On 21/01/2014 10:24, Mkhanyisi Madlavana wrote:
How would I print washington and monroe using   [:]?
print X[::3]
How would I print every element but those two names?
print X[1::2]


On 21 January 2014 12:18, Alan Gauld <alan.ga...@btinternet.com
<mailto:alan.ga...@btinternet.com>> wrote:

    On 21/01/14 06:18, Adriansanchez wrote:

        Hello everyone,
        I am newbie to Python and programming in general. My question
        is, given a list:
        X=['washington','adams','__jefferson','madison','monroe']
        And a string:
        Y='washington,adams,jefferson,__madison,monroe'

        How would I print washington and monroe using   [:]?
        How would I print every element but those two names?


    The [:] syntax is used for selecting a range of values
    from a starting point to a finish.  Its not appropriate
    for selecting arbitrary items out of the list.

    If you know which items you want you can use a simple
    index to access them (remember the first item is index 0)
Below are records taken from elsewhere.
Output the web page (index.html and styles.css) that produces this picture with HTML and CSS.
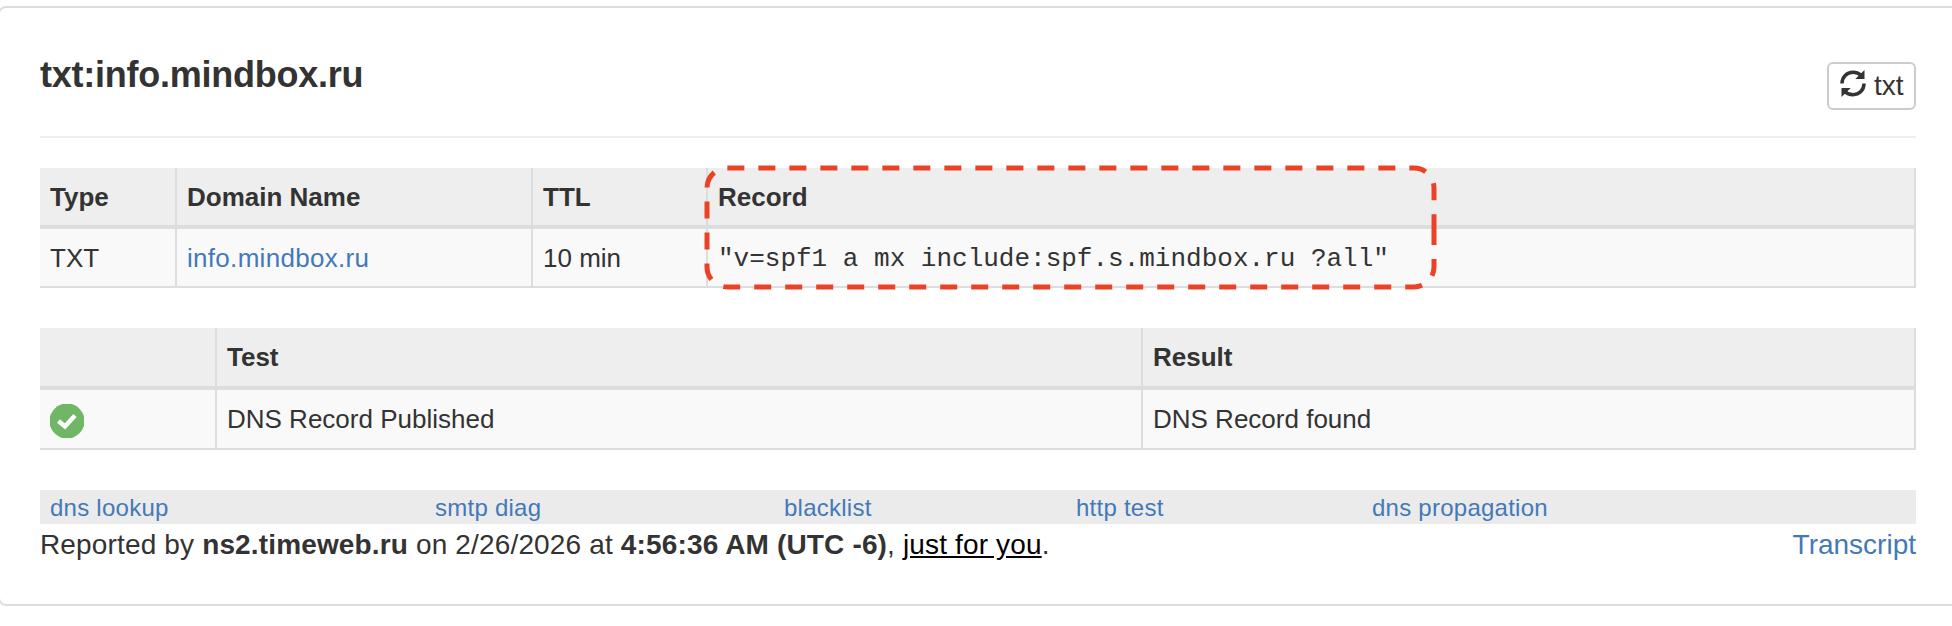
FILE: index.html
```html
<!DOCTYPE html>
<html lang="en">
<head>
    <meta charset="UTF-8">
    <title>txt:info.mindbox.ru</title>
    <link rel="stylesheet" href="styles.css">
</head>
<body>
    <div class="panel">
        <div class="panel-top">
            <h1>txt:info.mindbox.ru</h1>
            <button class="btn">
                <svg class="refresh" viewBox="0 0 26 27">
                    <path d="M2 13.500C2 6.800 6.800 2.300 13 2.300C16.600 2.300 19.200 3.400 21.200 5.600" fill="none" stroke="#333" stroke-width="3.500"/>
                    <path d="M24.500 0V9H15.300Z" fill="#333"/>
                    <path d="M24 13.500C24 20.200 19.200 24.700 13 24.700C9.400 24.700 6.800 23.600 4.800 21.400" fill="none" stroke="#333" stroke-width="3.500"/>
                    <path d="M1.500 27V18H10.700Z" fill="#333"/>
                </svg>
                <span>txt</span>
            </button>
        </div>

        <div class="record-box">
            <table class="record-table">
                <colgroup><col class="c-type"><col class="c-domain"><col class="c-ttl"><col></colgroup>
                <thead>
                    <tr><th>Type</th><th>Domain Name</th><th>TTL</th><th>Record</th></tr>
                </thead>
                <tbody>
                    <tr>
                        <td>TXT</td>
                        <td><a class="domain" href="#">info.mindbox.ru</a></td>
                        <td>10 min</td>
                        <td class="mono">"v=spf1 a mx include:spf.s.mindbox.ru ?all"</td>
                    </tr>
                </tbody>
            </table>
            <!-- highlight around the record column -->
            <svg class="highlight" viewBox="0 0 735 127">
                <path d="M731 64V103A20 20 0 0 1 711 123H24A20 20 0 0 1 4 103V24A20 20 0 0 1 24 4H711A20 20 0 0 1 731 24Z"/>
            </svg>
        </div>

        <table class="test-table">
            <colgroup><col class="c-icon"><col class="c-test"><col></colgroup>
            <thead>
                <tr><th></th><th>Test</th><th>Result</th></tr>
            </thead>
            <tbody>
                <tr>
                    <td>
                        <svg class="ok" viewBox="0 0 34 34">
                            <circle cx="17" cy="17" r="17.500" fill="#71b566"/>
                            <path d="M8.500 17L15 22.500L25 11.500" fill="none" stroke="#fff" stroke-width="4.500"/>
                        </svg>
                    </td>
                    <td>DNS Record Published</td>
                    <td>DNS Record found</td>
                </tr>
            </tbody>
        </table>

        <div class="tools">
            <a href="#">dns lookup</a>
            <a href="#">smtp diag</a>
            <a href="#">blacklist</a>
            <a href="#">http test</a>
            <a href="#">dns propagation</a>
        </div>

        <div class="report">
            <span class="reported">Reported by <b>ns2.timeweb.ru</b> on 2/26/2026 at <b>4:56:36 AM (UTC -6)</b>, <a class="just" href="#">just for you</a>.</span>
            <a href="#">Transcript</a>
        </div>
    </div>
</body>
</html>
```
FILE: styles.css
```css
* {
    box-sizing: border-box;
}

body {
    margin: 0;
    overflow: hidden;
    background-color: #fff;
    color: #333;
    font-family: "Liberation Sans", Arial, sans-serif;
    font-size: 26px;
}

a {
    color: #4479b7;
    text-decoration: none;
}

.panel {
    width: 1990px;
    height: 600px;
    margin: 6px 0 0 -2px;
    padding: 0 70px 0 40px;
    border: 2px solid #ddd;
    border-radius: 8px;
}

.panel-top {
    display: flex;
    justify-content: space-between;
    align-items: flex-start;
    height: 130px;
    padding-top: 46px;
    border-bottom: 2px solid #eee;
    margin-bottom: 30px;
}

h1 {
    margin: 1px 0 0;
    font-size: 36px;
    line-height: 40px;
    letter-spacing: -0.25px;
}

.btn {
    display: flex;
    align-items: center;
    gap: 8px;
    width: 89px;
    height: 48px;
    margin-top: 8px;
    padding: 0 0 0 11px;
    border: 2px solid #ccc;
    border-radius: 6px;
    background-color: #fff;
    color: #333;
    font-family: inherit;
    font-size: 28px;
}

.refresh {
    width: 26px;
    height: 27px;
    margin-top: -5px;
}

table {
    width: 100%;
    table-layout: fixed;
    border-collapse: separate;
    border-spacing: 0;
    border-right: 2px solid #ddd;
}

th, td {
    height: 59px;
    padding: 0 10px;
    border-bottom: 2px solid #ddd;
    text-align: left;
    line-height: 36px;
    background-color: #f9f9f9;
}

th {
    height: 61px;
    border-bottom-width: 4px;
    background-color: #eee;
}

th + th, td + td {
    border-left: 2px solid #ddd;
}

.c-type { width: 135px; }
.c-domain { width: 356px; }
.c-ttl { width: 175px; }
.c-icon { width: 175px; }
.c-test { width: 926px; }

.domain {
    letter-spacing: 0.3px;
}

.mono {
    padding-top: 3px;
    font-family: "Liberation Mono", "Courier New", monospace;
}

.record-box {
    position: relative;
    margin-bottom: 40px;
}

.highlight {
    position: absolute;
    left: 663px;
    top: -4px;
    width: 735px;
    height: 127px;
}

.highlight path {
    fill: none;
    stroke: #eb4226;
    stroke-width: 5;
    stroke-dasharray: 17 14;
}

.test-table {
    margin-bottom: 40px;
}

.test-table th {
    height: 62px;
}

.test-table td {
    height: 60px;
}

.ok {
    display: block;
    width: 34px;
    height: 34px;
    margin-top: 3px;
}

.tools {
    display: grid;
    grid-template-columns: 385px 349px 292px 296px 1fr;
    height: 34px;
    padding-left: 10px;
    background-color: #ebebeb;
    font-size: 24px;
    line-height: 36px;
    letter-spacing: 0.25px;
}

.report {
    display: flex;
    justify-content: space-between;
    padding-top: 1px;
    font-size: 28px;
    line-height: 40px;
}

.reported {
    letter-spacing: 0.15px;
}

.just {
    color: #000;
    text-decoration: underline;
}
```
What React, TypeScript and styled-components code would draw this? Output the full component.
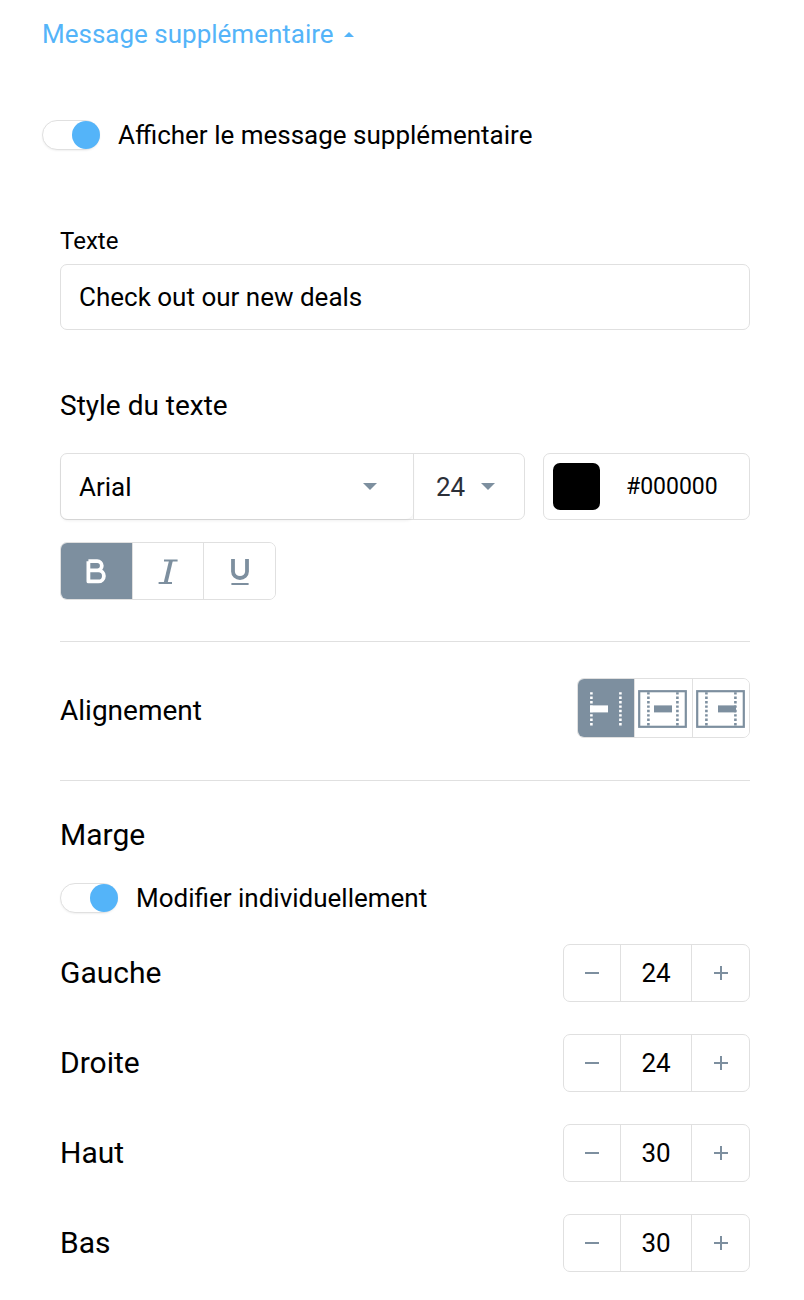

    So to print the first item and the fourth item:

    print(X[0],X[3])

    In your case it's the first and last so we can do
    a similar thing:

    print(X[0], X[4])

    But for the last element we can alternatively use
    a shortcut to save counting the indexes; that's use
    an index of -1:

    print(X[0],X[-1])

    Printing every element except those two is harder.
    The simplest approach is to use a loop to process
    the list and test each value:

    for name in X:
         if name not in (X[0], X[-1]):
            print name

    For the special case of excluding the first and
    last names you could use the [:] notation like
    this:

    print X[1:-1]

    But that only works where you want *all* the
    names in a sequence between two end points.

    Finally there is a more advanced way of filtering
    out items from a list called a list comprehension:

    print ( [name for name in X if name not in (X[0],X[-1])] )

    Which is pretty much our 'for' loop above, written in
    a shorthand single line form.

    hth


If you must top post please get your facts right.

In [1]: X=['washington','adams','jefferson','madison','monroe']

In [2]: print(X[::3])
['washington', 'madison']

In [3]: print(X[1::2])
['adams', 'madison']

--
My fellow Pythonistas, ask not what our language can do for you, ask what you can do for our language.